DEADLINE: Is this the last season, or does your team see two more seasons, or is it a wait-and-see type of thing?


Lisa Joy: No. You never want to tempt the TV gods, but (Westworld co-creator) Jonah (Nolan) and I have always had an ending in mind that we hope to reach. We have not quite reached it yet.


DEADLINE: And then Dolores. She was knocked out from Rehoboam…

Lisa Joy: Yeah. She’s dead.

Westworld HBO

DEADLINE: It’s Westworld — people can be rebooted. There’s always a backup. Do we know how she got from the end of season 3 to now, or we’ll learn that?

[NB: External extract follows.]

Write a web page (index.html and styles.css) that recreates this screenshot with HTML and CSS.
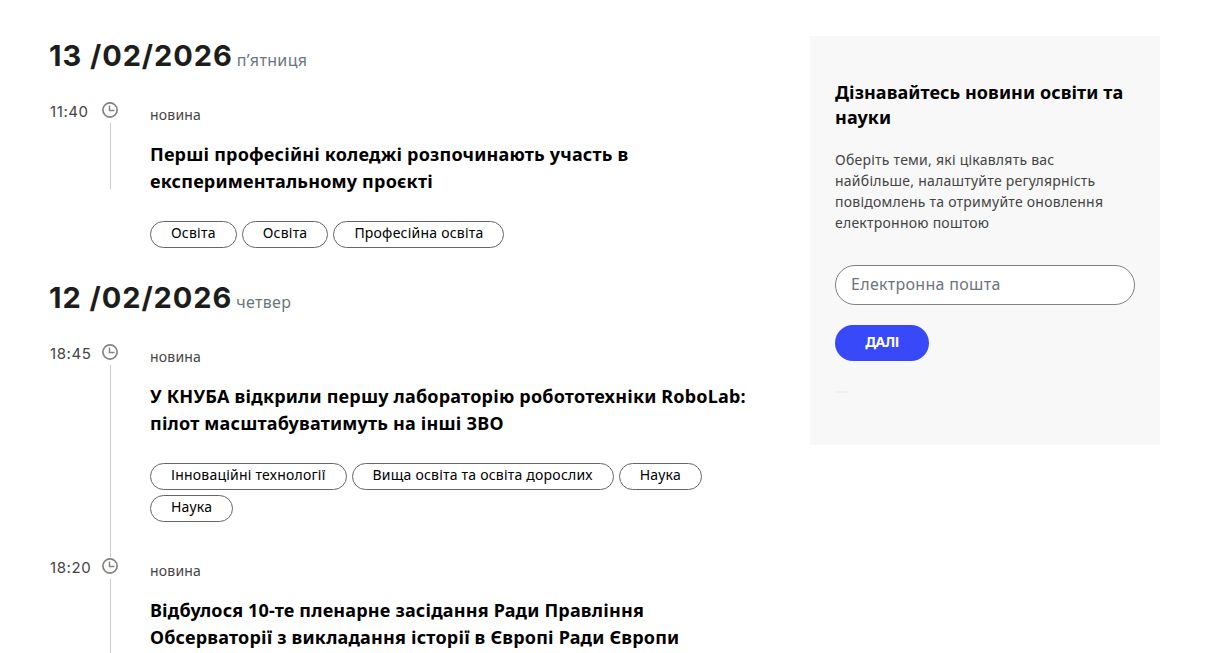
FILE: index.html
```html
<!DOCTYPE html>
<html lang="uk">
<head>
  <meta charset="UTF-8" />
  <meta name="viewport" content="width=device-width, initial-scale=1.0"/>
  <title>Новини</title>
  <link rel="stylesheet" href="styles.css">
</head>
<body>

<svg class="sprite" width="0" height="0">
  <symbol id="clock" viewBox="0 0 16 16">
    <circle cx="8" cy="8" r="7.1" fill="none" stroke="#84827e" stroke-width="1.7"/>
    <path d="M7.5 3.5v5h5" fill="none" stroke="#84827e" stroke-width="1.4"/>
  </symbol>
</svg>

<div class="container">
  <main class="news">
    <section class="day">
      <h2 class="date">13 /02/2026 <span class="weekday">п’ятниця</span></h2>
      <article class="item last">
        <time class="time">11:40</time>
        <div class="track"><svg class="clock"><use href="#clock"/></svg></div>
        <div class="content">
          <div class="type">новина</div>
          <h3 class="title">Перші професійні коледжі розпочинають участь в<br>експериментальному проєкті</h3>
          <div class="tags">
            <a class="tag">Освіта</a>
            <a class="tag">Освіта</a>
            <a class="tag">Професійна освіта</a>
          </div>
        </div>
      </article>
    </section>

    <section class="day">
      <h2 class="date">12 /02/2026 <span class="weekday">четвер</span></h2>
      <article class="item">
        <time class="time">18:45</time>
        <div class="track"><svg class="clock"><use href="#clock"/></svg></div>
        <div class="content">
          <div class="type">новина</div>
          <h3 class="title">У КНУБА відкрили першу лабораторію робототехніки RoboLab:<br>пілот масштабуватимуть на інші ЗВО</h3>
          <div class="tags">
            <a class="tag">Інноваційні технології</a>
            <a class="tag">Вища освіта та освіта дорослих</a>
            <a class="tag">Наука</a>
            <a class="tag">Наука</a>
          </div>
        </div>
      </article>
      <article class="item">
        <time class="time">18:20</time>
        <div class="track"><svg class="clock"><use href="#clock"/></svg></div>
        <div class="content">
          <div class="type">новина</div>
          <h3 class="title">Відбулося 10-те пленарне засідання Ради Правління<br>Обсерваторії з викладання історії в Європі Ради Європи</h3>
        </div>
      </article>
    </section>
  </main>

  <aside class="subscribe">
    <h4 class="subscribe-title">Дізнавайтесь новини освіти та<br>науки</h4>
    <p class="subscribe-text">Оберіть теми, які цікавлять вас<br>найбільше, налаштуйте регулярність<br>повідомлень та отримуйте оновлення<br>електронною поштою</p>
    <input class="email" type="email" placeholder="Електронна пошта">
    <button class="next">ДАЛІ</button>
    <div class="progress"></div>
  </aside>
</div>

</body>
</html>
```

FILE: styles.css
```css
* { box-sizing: border-box; }
body { font-family: "Noto Sans", "Open Sans", sans-serif; background: #fff; color: #000; margin: 0; }
h2, h3, h4, p { margin: 0; }
.sprite { display: block; }
.container { display: flex; justify-content: space-between; align-items: flex-start; width: 1110px; margin-left: 50px; padding-top: 36px; }

.news { width: 710px; padding-top: 5px; }
.date { height: 60px; margin-left: -1px; font-family: Inter, sans-serif; font-size: 29px; line-height: 30px; font-weight: 700; letter-spacing: 0.95px; color: #1d1d1b; white-space: nowrap; }
.weekday { font-family: "Noto Sans", sans-serif; font-size: 16px; font-weight: 400; letter-spacing: 0.35px; color: #6c757d; margin-left: -4px; }
.item { display: flex; }
.time { width: 52px; font-family: Inter, sans-serif; font-size: 15px; line-height: 21px; letter-spacing: 0.6px; color: #444; }
.track { display: flex; flex-direction: column; align-items: center; width: 16px; margin-right: 32px; padding-top: 1px; }
.clock { display: block; width: 16px; height: 16px; flex: none; }
.track::after { content: ""; width: 1px; flex: 1; margin-top: 5px; background: #ccc; }
.last .track::after { flex: none; height: 66px; }
.content { flex: 1; padding-bottom: 2px; }
.type { font-size: 14px; line-height: 20px; letter-spacing: 0.2px; color: #444; padding-top: 4px; }
.title { font-size: 18px; line-height: 27px; font-weight: 700; letter-spacing: 0.19px; margin-top: 16px; white-space: nowrap; }
.tags { display: flex; flex-wrap: wrap; gap: 5px; width: 610px; padding: 26px 0 33px; }
.tag { height: 27px; padding: 0 20px; border: 1px solid #666; border-radius: 14px; font-size: 14px; line-height: 22px; letter-spacing: 0.22px; white-space: nowrap; }

.subscribe { width: 350px; height: 409px; padding: 44px 25px 0; background: #f8f8f8; }
.subscribe-title { font-size: 18px; line-height: 25px; font-weight: 700; letter-spacing: 0.07px; white-space: nowrap; }
.subscribe-text { margin-top: 19px; font-size: 14px; line-height: 21px; letter-spacing: 0.24px; color: #444; white-space: nowrap; }
.email { display: block; width: 300px; height: 40px; margin-top: 32px; padding: 0 15px 2px; border: 1px solid #808080; border-radius: 20px; background: #fff; font: 16px "Noto Sans", sans-serif; letter-spacing: 0.3px; }
.email::placeholder { color: #6c757d; opacity: 1; }
.next { display: block; width: 94px; height: 36px; margin-top: 20px; padding: 0 0 3px; border: none; border-radius: 18px; background: #3849f9; color: #fff; font: 700 14px "Noto Sans", sans-serif; letter-spacing: -0.4px; }
.progress { width: 12px; height: 2px; margin-top: 30px; background: #f0f0f0; }
```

Lisa Joy: I mean, she didn’t. Dolores is absolutely dead. Her sacrifice was meaningful in that it helped get the world to this place, but it was a sacrifice in that there is no more Dolores. I’m not sure I would call it a version, but you know, there’s this new character, Christina. We’re just along for the ride with her as she experiences the city, dating, being a writer. It’s really nice to be able to not speak wholly in metaphor, to be able to do something contemporary and human, to write roommates, banter and bad dates. I haven’t been able to do that yet. It’s always been a period piece in Westworld. I wanted a really great actor to play this girl, Christina, and I’m hoping people don’t notice because I changed her hair color, but we just cast Evan again. I’m thinking the hair color is going to fool them. They probably won’t recognize her.


DEADLINE: William feels so alive. We think he’s dead, but it feels like he’s not dead. From his maneuvers it doesn’t feel like he’s some programmed bot.


Lisa Joy: Unfortunately, he’s what you’ve been watching — the thing that William least wanted to be, which is a host. And not only that, but he’s a host on a chain. He’s Hale’s… you know.